Low-calorie pasta recipe for 4 people, takes only 15 mins; recipe has orecchiette, olive oil, crusty bread, red chillies, garlic cloves, anchovies, cavolo nero and lemon.

Orecchiette with cavolo nero, anchovies & pangrattato

Orecchiette with cavolo nero, anchovies & pangrattato

Recipe by Chef Soomro Course: Low-calorie pasta
Servings

4

servings
Prep time

15 mins

Ingredients

  • Olive Oil: 4 tbsp olive oil
  • Lemon: 1 lemon, zested and juiced
  • Garlic Cloves: 5 fat garlic cloves, thinly sliced
  • Orecchiette: 300g orecchiette (or any short pasta)
  • Crusty Bread: 2 slices crusty bread (stale if possible), crusts removed and blitzed into breadcrumbs
  • Red Chillies: 2 fat red chillies, deseeded and thinly sliced
  • Anchovies: 8-10 anchovies, in oil, chopped
  • Cavolo Nero: 200g cavolo nero, stalks removed, finely shredded

Directions

  1. Bring a large pan of salted water to the boil and cook the pasta following pack instructions.
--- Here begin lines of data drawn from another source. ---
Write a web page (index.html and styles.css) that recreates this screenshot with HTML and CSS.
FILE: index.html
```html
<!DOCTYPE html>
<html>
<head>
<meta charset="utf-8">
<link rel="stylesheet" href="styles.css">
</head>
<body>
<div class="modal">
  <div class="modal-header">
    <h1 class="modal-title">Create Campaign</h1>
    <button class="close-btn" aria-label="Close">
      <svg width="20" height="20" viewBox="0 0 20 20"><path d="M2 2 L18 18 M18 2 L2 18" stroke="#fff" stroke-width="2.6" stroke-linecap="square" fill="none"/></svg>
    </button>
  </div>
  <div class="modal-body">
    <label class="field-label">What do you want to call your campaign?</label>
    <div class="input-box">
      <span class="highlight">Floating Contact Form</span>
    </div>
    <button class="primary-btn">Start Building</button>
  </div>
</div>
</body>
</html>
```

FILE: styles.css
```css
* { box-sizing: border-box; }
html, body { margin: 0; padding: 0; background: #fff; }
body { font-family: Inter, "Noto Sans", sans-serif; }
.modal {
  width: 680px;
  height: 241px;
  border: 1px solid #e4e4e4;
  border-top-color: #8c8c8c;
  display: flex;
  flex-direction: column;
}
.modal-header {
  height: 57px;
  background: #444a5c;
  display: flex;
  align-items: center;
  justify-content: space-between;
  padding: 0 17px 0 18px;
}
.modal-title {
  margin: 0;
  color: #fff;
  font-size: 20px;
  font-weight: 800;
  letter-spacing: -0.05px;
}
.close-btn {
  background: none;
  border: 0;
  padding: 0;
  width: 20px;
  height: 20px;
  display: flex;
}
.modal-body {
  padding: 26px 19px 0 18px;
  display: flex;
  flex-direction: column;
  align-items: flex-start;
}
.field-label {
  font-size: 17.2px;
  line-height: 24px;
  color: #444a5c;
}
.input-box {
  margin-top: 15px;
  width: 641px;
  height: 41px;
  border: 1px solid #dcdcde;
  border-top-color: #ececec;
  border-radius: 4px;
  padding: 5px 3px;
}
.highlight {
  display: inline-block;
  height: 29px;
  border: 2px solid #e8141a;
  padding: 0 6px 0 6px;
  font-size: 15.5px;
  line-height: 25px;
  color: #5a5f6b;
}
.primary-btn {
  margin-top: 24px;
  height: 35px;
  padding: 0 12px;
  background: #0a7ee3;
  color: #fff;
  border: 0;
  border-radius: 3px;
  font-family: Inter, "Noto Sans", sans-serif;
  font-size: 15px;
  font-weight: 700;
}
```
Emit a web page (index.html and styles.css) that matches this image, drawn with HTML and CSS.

Meanwhile, heat 1 tbsp oil in a large frying pan and add the breadcrumbs. Toast until they are golden and crispy, then tip out onto a plate and set aside. Wipe the pan clean with kitchen paper.
  2. Heat another 2 tbsp oil in the pan and add the chilli, garlic and anchovies. Sizzle for 1-2 mins but don't let the garlic brown. Add a drizzle of the oil from the anchovies, stir and set the pan aside.
  3. When the pasta has 2 mins to go, add the cavolo nero. Remove a cup of cooking water before draining the pasta, then tip it into the frying pan and return to the heat. Add a splash of cooking water, the remaining 1 tbsp oil (along with another drizzle from the anchovies if the pasta looks dry) and the lemon zest and juice. Season well and cook for 1-2 mins, tossing everything together and adjusting the seasoning if necessary. Serve in bowls scattered with the pangrattato.